▼▼▼

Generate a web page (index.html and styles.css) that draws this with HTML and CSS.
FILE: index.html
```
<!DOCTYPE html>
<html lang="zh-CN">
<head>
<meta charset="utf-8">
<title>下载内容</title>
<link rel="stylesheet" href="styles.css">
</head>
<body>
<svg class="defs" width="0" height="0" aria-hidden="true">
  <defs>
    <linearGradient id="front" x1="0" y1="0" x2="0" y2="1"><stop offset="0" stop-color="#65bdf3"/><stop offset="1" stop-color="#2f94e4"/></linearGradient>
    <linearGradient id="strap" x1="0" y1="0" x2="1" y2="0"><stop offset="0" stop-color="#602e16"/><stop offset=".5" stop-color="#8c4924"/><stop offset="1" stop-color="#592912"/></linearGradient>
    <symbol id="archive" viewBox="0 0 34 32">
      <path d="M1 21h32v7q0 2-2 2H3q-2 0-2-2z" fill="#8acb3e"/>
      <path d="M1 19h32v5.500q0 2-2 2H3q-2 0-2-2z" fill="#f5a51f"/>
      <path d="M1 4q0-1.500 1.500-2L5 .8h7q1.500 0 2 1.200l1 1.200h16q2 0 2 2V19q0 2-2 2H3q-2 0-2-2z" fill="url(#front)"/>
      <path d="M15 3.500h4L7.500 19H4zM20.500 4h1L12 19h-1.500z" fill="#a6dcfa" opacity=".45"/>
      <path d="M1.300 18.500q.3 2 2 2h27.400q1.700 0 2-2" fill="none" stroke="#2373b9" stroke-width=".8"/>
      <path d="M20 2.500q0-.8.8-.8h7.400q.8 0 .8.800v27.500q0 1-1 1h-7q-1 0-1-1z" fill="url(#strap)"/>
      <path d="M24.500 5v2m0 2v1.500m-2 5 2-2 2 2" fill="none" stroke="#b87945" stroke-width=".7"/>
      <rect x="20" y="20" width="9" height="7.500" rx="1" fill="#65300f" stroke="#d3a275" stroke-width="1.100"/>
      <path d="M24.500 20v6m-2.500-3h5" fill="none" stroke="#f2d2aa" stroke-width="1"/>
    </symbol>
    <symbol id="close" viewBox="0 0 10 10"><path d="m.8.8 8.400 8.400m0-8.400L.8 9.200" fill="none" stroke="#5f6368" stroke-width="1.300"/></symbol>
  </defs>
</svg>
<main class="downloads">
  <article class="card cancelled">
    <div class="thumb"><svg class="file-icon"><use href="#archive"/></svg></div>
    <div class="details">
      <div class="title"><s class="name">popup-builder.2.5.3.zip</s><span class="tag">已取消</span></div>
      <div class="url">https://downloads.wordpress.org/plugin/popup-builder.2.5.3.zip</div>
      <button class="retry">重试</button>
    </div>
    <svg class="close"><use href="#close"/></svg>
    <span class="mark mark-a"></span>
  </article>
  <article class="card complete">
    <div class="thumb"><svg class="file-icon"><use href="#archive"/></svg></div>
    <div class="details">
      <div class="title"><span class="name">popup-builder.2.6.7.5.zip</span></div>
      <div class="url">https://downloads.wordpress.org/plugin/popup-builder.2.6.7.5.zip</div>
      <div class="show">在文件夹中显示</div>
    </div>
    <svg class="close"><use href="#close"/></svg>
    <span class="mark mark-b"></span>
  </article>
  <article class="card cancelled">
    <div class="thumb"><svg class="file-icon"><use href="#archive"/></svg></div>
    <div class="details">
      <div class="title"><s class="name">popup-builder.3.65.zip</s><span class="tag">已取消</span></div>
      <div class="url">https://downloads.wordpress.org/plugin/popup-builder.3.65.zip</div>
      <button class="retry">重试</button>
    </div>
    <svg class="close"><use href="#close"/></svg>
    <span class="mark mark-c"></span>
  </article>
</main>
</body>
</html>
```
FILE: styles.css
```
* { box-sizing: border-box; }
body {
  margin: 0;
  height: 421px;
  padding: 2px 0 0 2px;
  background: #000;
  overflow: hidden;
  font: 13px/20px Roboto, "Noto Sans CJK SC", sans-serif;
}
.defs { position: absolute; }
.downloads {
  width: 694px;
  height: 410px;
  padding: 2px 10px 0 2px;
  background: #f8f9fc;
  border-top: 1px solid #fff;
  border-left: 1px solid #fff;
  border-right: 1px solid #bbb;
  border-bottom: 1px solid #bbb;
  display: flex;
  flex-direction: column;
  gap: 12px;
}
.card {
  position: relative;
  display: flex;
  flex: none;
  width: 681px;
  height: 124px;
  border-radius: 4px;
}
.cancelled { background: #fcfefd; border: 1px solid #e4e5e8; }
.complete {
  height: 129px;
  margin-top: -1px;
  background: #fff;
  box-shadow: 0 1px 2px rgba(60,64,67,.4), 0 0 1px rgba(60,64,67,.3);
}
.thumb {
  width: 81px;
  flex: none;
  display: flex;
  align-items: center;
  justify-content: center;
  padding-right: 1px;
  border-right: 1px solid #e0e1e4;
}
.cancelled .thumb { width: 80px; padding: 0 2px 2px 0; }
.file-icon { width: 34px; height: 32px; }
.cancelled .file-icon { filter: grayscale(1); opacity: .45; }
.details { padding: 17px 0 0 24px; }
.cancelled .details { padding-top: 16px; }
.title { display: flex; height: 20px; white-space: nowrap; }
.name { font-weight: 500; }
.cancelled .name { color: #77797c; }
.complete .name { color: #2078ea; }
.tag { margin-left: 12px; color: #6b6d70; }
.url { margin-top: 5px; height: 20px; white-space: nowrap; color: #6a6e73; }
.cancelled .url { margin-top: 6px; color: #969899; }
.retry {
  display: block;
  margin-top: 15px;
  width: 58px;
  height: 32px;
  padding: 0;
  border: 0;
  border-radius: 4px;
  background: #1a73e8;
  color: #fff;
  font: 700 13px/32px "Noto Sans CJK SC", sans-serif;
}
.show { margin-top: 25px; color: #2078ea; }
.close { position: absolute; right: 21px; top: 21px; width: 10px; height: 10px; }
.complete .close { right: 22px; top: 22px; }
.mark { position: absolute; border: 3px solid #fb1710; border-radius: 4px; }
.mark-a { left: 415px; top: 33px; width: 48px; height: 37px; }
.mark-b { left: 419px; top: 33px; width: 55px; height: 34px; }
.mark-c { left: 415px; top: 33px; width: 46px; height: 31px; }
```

▲▲▲
▼▼▼

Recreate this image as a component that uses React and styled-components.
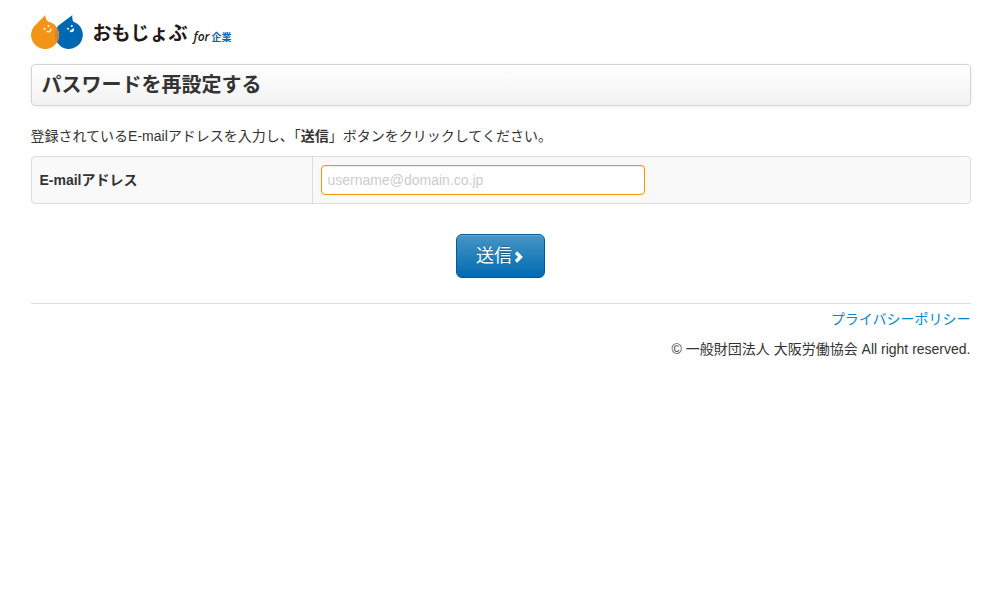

▲▲▲

State how many lines hold the word "this". The number is the whole answer.

2